There was a time when the Abu Gharab (spelling) or Gitmo issues would have been handled quietly behind closed doors. The same "justice" would still have been served, but we wouldnt have pulled our own pants down for the world to see.

Now, power hungery politicians will eagerly display the stains and mistakes of our nation in the hopes of taking votes away from the current party in power. The problem with this is that they fuel existing annimosity, and create new annimosity for the nation.

This hurricane is another example. To try and tear down Bush, they are trying to pin any and everything they can onto Bush. Bush didnt sign Kyoto, he cut the funding the Corps of Engineers, he ignored the calls for improved levees, he's flying around on speechs, and the list goes on.

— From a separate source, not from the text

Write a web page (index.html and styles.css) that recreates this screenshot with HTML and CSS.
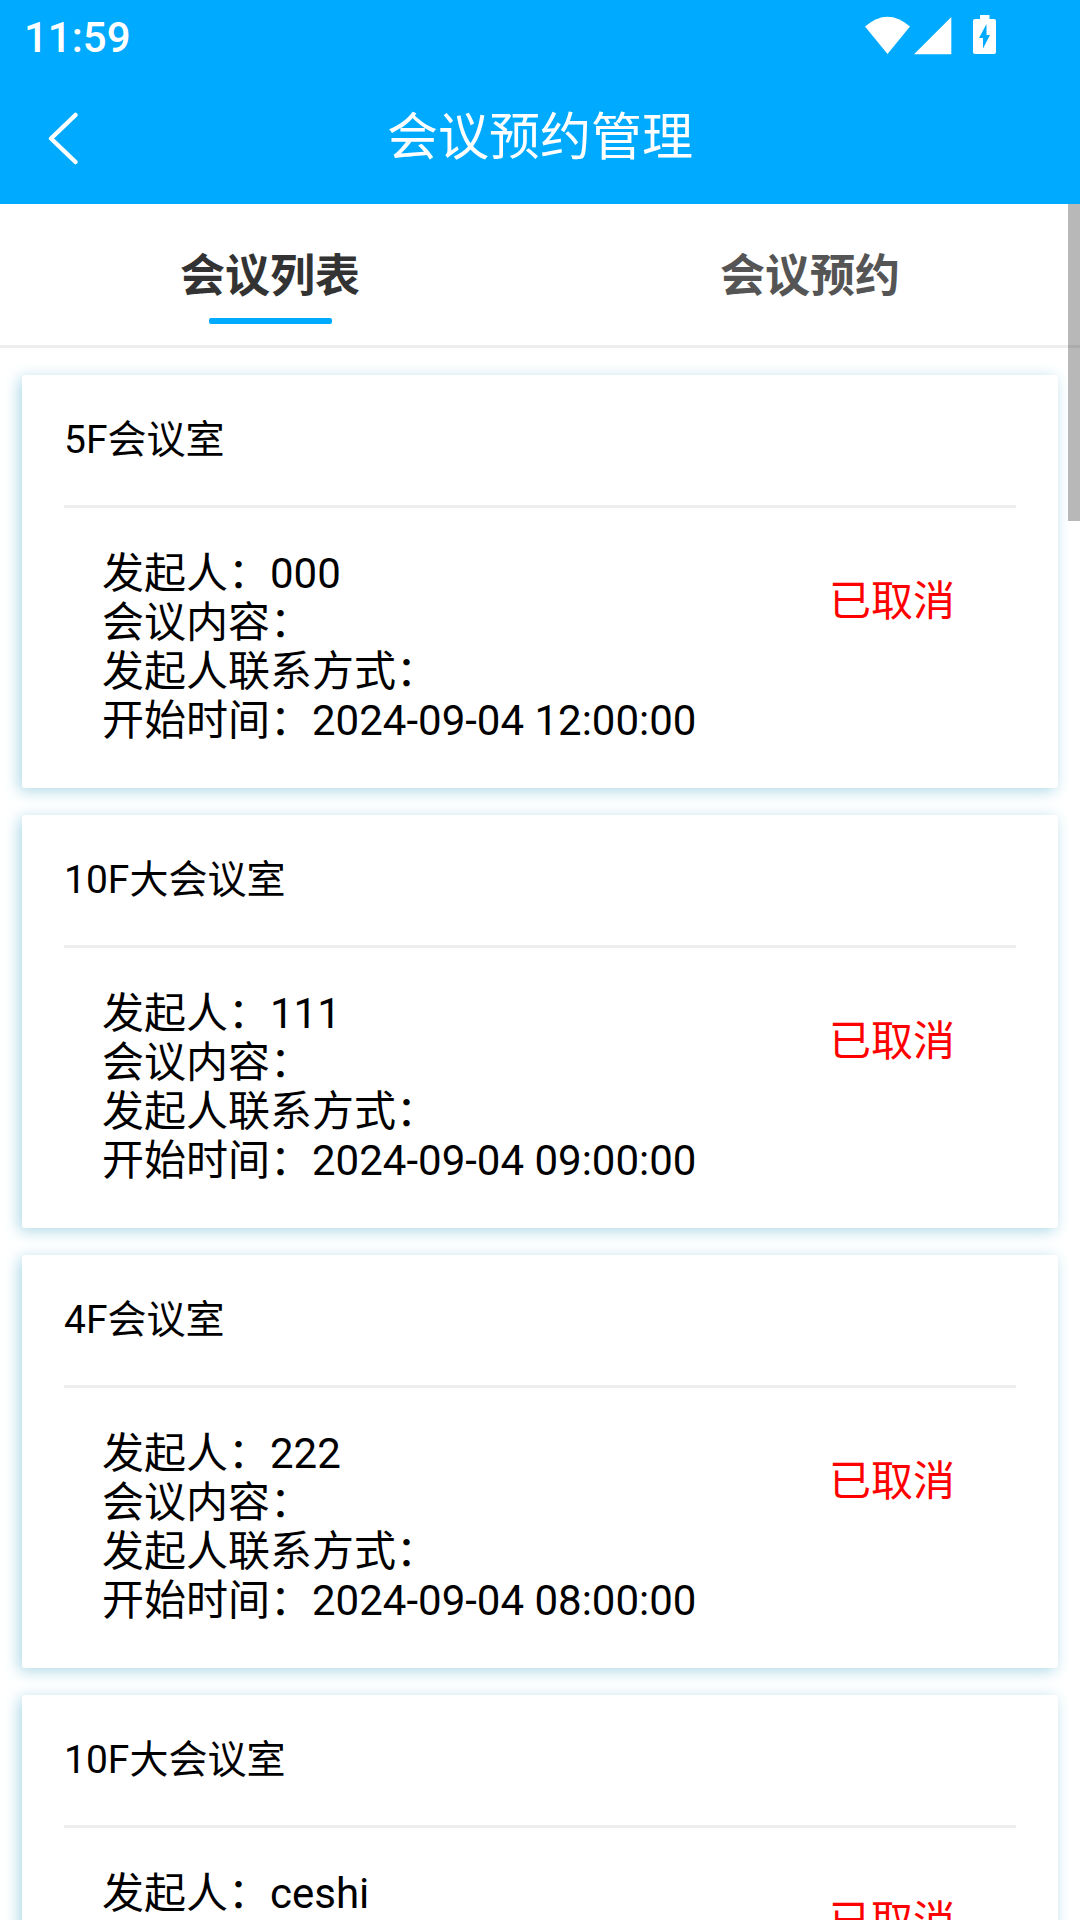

THe problem: While his speach from the Rose garden wasnt spectacular, he was where he should be. Kyoto wouldnt have stopped a hurricane, and it wouldnt have saved a single life. In fact, its best case senario hope was to reduce global warming by approx 13% over 100 years. The levees had been ignored for decades, and cutting the budget is hindsight. The engineers THOUGHT they had done a good enough job that didnt need improving when a cost/benifit ration was done. Guess in retrospect they were all wrong, but it wasnt just Bush.

All this gives the people in the south less hope and more animosity. It does not give them added courage to rebuild. It does not help them pay for anything. MoveOn.org isnt launching a huge group down there to help rebuild and clean up. But they sure could orginize for Crawford.

This is all politics to them. The very day of the hurricane, the extreme left in this nation was trying to pin blame onto their political opponents. This is the same with Iraq, and 9/11.

You see, I need someone who doesnt just want power. I want to hear from a party that actually has a vision, not just a mission to get Bush out.

Democrats right now are lost for a vision or plan. They only have a mission to get Bush out... news flash, HE CANT RUN AGAIN! Quit campaigning against him.